- EXERCISE DETAILS
Write out the data below in full, unchanged, minus the images.

----

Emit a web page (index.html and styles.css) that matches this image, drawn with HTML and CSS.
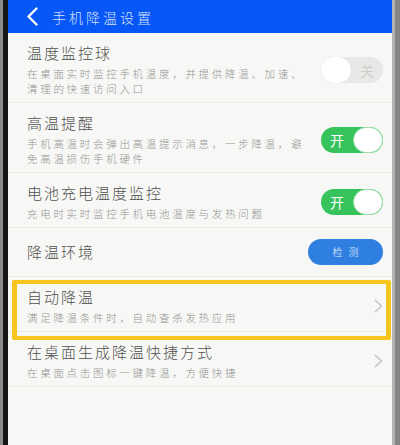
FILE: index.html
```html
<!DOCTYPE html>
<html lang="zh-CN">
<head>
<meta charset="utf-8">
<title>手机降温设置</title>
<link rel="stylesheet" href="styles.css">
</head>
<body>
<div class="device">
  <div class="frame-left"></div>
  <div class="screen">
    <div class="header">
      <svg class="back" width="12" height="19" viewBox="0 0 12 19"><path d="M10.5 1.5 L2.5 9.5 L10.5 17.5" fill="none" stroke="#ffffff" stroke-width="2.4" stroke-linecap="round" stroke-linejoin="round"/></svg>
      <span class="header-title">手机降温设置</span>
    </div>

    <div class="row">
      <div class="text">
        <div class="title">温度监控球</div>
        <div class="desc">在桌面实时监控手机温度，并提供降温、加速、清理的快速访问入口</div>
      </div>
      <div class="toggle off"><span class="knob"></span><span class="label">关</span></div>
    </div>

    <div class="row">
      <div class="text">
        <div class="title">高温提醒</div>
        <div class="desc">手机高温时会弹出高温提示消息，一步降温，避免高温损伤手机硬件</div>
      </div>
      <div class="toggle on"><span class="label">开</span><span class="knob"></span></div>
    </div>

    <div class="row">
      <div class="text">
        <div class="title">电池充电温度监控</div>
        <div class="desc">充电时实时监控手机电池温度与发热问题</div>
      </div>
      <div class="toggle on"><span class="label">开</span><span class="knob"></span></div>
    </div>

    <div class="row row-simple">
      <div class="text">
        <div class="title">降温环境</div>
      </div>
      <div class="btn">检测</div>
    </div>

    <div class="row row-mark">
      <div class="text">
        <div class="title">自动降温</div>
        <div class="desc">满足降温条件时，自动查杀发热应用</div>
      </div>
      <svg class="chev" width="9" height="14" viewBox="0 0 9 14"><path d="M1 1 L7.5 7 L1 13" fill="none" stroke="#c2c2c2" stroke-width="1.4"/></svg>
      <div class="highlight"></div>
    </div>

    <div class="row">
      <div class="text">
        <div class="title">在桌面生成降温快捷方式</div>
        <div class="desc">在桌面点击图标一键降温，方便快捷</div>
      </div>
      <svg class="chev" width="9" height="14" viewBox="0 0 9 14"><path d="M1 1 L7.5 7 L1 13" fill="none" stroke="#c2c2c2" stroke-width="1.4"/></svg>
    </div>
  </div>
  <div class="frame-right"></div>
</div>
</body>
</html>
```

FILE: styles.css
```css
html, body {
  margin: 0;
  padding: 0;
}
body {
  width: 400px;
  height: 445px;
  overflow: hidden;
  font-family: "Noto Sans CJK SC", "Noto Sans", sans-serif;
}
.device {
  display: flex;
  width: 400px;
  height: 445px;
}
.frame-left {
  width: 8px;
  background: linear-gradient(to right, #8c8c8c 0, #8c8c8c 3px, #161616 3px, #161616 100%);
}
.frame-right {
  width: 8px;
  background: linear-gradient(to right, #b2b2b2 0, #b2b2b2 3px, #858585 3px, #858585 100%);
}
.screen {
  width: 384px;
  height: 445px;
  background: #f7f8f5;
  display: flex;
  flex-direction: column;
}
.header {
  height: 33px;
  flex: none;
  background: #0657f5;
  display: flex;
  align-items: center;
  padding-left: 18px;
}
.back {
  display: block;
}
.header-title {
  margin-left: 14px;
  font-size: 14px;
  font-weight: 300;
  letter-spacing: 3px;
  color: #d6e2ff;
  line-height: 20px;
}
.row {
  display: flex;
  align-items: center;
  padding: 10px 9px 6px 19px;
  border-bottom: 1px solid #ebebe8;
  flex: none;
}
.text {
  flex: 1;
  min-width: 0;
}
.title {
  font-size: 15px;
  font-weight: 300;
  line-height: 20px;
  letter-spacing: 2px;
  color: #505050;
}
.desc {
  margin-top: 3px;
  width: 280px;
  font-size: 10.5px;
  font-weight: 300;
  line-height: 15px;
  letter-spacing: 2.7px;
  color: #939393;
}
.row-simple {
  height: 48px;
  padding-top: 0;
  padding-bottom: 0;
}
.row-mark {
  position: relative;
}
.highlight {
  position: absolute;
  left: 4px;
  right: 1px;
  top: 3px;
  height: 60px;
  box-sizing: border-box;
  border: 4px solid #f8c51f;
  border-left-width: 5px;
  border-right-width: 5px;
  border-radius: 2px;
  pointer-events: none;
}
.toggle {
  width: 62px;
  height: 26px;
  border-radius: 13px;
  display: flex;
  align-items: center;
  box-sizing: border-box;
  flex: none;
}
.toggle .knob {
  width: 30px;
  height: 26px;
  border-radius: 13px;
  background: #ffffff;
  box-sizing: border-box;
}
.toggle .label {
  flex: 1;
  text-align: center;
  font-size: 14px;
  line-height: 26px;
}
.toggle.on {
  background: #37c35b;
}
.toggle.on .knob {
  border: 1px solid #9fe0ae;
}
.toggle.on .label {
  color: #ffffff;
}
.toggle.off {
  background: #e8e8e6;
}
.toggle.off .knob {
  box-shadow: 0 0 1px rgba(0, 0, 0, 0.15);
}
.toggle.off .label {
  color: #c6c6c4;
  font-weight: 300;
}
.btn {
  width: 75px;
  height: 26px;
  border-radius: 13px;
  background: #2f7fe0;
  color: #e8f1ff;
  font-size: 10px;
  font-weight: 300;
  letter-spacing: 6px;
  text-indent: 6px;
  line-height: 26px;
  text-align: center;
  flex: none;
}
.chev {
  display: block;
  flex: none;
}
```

----

- FINAL RESULT
Emit a web page (index.html and styles.css) that matches this image, drawn with HTML and CSS.
FILE: index.html
```html
<!DOCTYPE html>
<html lang="zh-CN">
<head>
<meta charset="utf-8">
<title>手机降温设置</title>
<link rel="stylesheet" href="styles.css">
</head>
<body>
<div class="device">
  <div class="frame-left"></div>
  <div class="screen">
    <div class="header">
      <svg class="back" width="12" height="19" viewBox="0 0 12 19"><path d="M10.5 1.5 L2.5 9.5 L10.5 17.5" fill="none" stroke="#ffffff" stroke-width="2.4" stroke-linecap="round" stroke-linejoin="round"/></svg>
      <span class="header-title">手机降温设置</span>
    </div>

    <div class="row">
      <div class="text">
        <div class="title">温度监控球</div>
        <div class="desc">在桌面实时监控手机温度，并提供降温、加速、清理的快速访问入口</div>
      </div>
      <div class="toggle off"><span class="knob"></span><span class="label">关</span></div>
    </div>

    <div class="row">
      <div class="text">
        <div class="title">高温提醒</div>
        <div class="desc">手机高温时会弹出高温提示消息，一步降温，避免高温损伤手机硬件</div>
      </div>
      <div class="toggle on"><span class="label">开</span><span class="knob"></span></div>
    </div>

    <div class="row">
      <div class="text">
        <div class="title">电池充电温度监控</div>
        <div class="desc">充电时实时监控手机电池温度与发热问题</div>
      </div>
      <div class="toggle on"><span class="label">开</span><span class="knob"></span></div>
    </div>

    <div class="row row-simple">
      <div class="text">
        <div class="title">降温环境</div>
      </div>
      <div class="btn">检测</div>
    </div>

    <div class="row row-mark">
      <div class="text">
        <div class="title">自动降温</div>
        <div class="desc">满足降温条件时，自动查杀发热应用</div>
      </div>
      <svg class="chev" width="9" height="14" viewBox="0 0 9 14"><path d="M1 1 L7.5 7 L1 13" fill="none" stroke="#c2c2c2" stroke-width="1.4"/></svg>
      <div class="highlight"></div>
    </div>

    <div class="row">
      <div class="text">
        <div class="title">在桌面生成降温快捷方式</div>
        <div class="desc">在桌面点击图标一键降温，方便快捷</div>
      </div>
      <svg class="chev" width="9" height="14" viewBox="0 0 9 14"><path d="M1 1 L7.5 7 L1 13" fill="none" stroke="#c2c2c2" stroke-width="1.4"/></svg>
    </div>
  </div>
  <div class="frame-right"></div>
</div>
</body>
</html>
```

FILE: styles.css
```css
html, body {
  margin: 0;
  padding: 0;
}
body {
  width: 400px;
  height: 445px;
  overflow: hidden;
  font-family: "Noto Sans CJK SC", "Noto Sans", sans-serif;
}
.device {
  display: flex;
  width: 400px;
  height: 445px;
}
.frame-left {
  width: 8px;
  background: linear-gradient(to right, #8c8c8c 0, #8c8c8c 3px, #161616 3px, #161616 100%);
}
.frame-right {
  width: 8px;
  background: linear-gradient(to right, #b2b2b2 0, #b2b2b2 3px, #858585 3px, #858585 100%);
}
.screen {
  width: 384px;
  height: 445px;
  background: #f7f8f5;
  display: flex;
  flex-direction: column;
}
.header {
  height: 33px;
  flex: none;
  background: #0657f5;
  display: flex;
  align-items: center;
  padding-left: 18px;
}
.back {
  display: block;
}
.header-title {
  margin-left: 14px;
  font-size: 14px;
  font-weight: 300;
  letter-spacing: 3px;
  color: #d6e2ff;
  line-height: 20px;
}
.row {
  display: flex;
  align-items: center;
  padding: 10px 9px 6px 19px;
  border-bottom: 1px solid #ebebe8;
  flex: none;
}
.text {
  flex: 1;
  min-width: 0;
}
.title {
  font-size: 15px;
  font-weight: 300;
  line-height: 20px;
  letter-spacing: 2px;
  color: #505050;
}
.desc {
  margin-top: 3px;
  width: 280px;
  font-size: 10.5px;
  font-weight: 300;
  line-height: 15px;
  letter-spacing: 2.7px;
  color: #939393;
}
.row-simple {
  height: 48px;
  padding-top: 0;
  padding-bottom: 0;
}
.row-mark {
  position: relative;
}
.highlight {
  position: absolute;
  left: 4px;
  right: 1px;
  top: 3px;
  height: 60px;
  box-sizing: border-box;
  border: 4px solid #f8c51f;
  border-left-width: 5px;
  border-right-width: 5px;
  border-radius: 2px;
  pointer-events: none;
}
.toggle {
  width: 62px;
  height: 26px;
  border-radius: 13px;
  display: flex;
  align-items: center;
  box-sizing: border-box;
  flex: none;
}
.toggle .knob {
  width: 30px;
  height: 26px;
  border-radius: 13px;
  background: #ffffff;
  box-sizing: border-box;
}
.toggle .label {
  flex: 1;
  text-align: center;
  font-size: 14px;
  line-height: 26px;
}
.toggle.on {
  background: #37c35b;
}
.toggle.on .knob {
  border: 1px solid #9fe0ae;
}
.toggle.on .label {
  color: #ffffff;
}
.toggle.off {
  background: #e8e8e6;
}
.toggle.off .knob {
  box-shadow: 0 0 1px rgba(0, 0, 0, 0.15);
}
.toggle.off .label {
  color: #c6c6c4;
  font-weight: 300;
}
.btn {
  width: 75px;
  height: 26px;
  border-radius: 13px;
  background: #2f7fe0;
  color: #e8f1ff;
  font-size: 10px;
  font-weight: 300;
  letter-spacing: 6px;
  text-indent: 6px;
  line-height: 26px;
  text-align: center;
  flex: none;
}
.chev {
  display: block;
  flex: none;
}
```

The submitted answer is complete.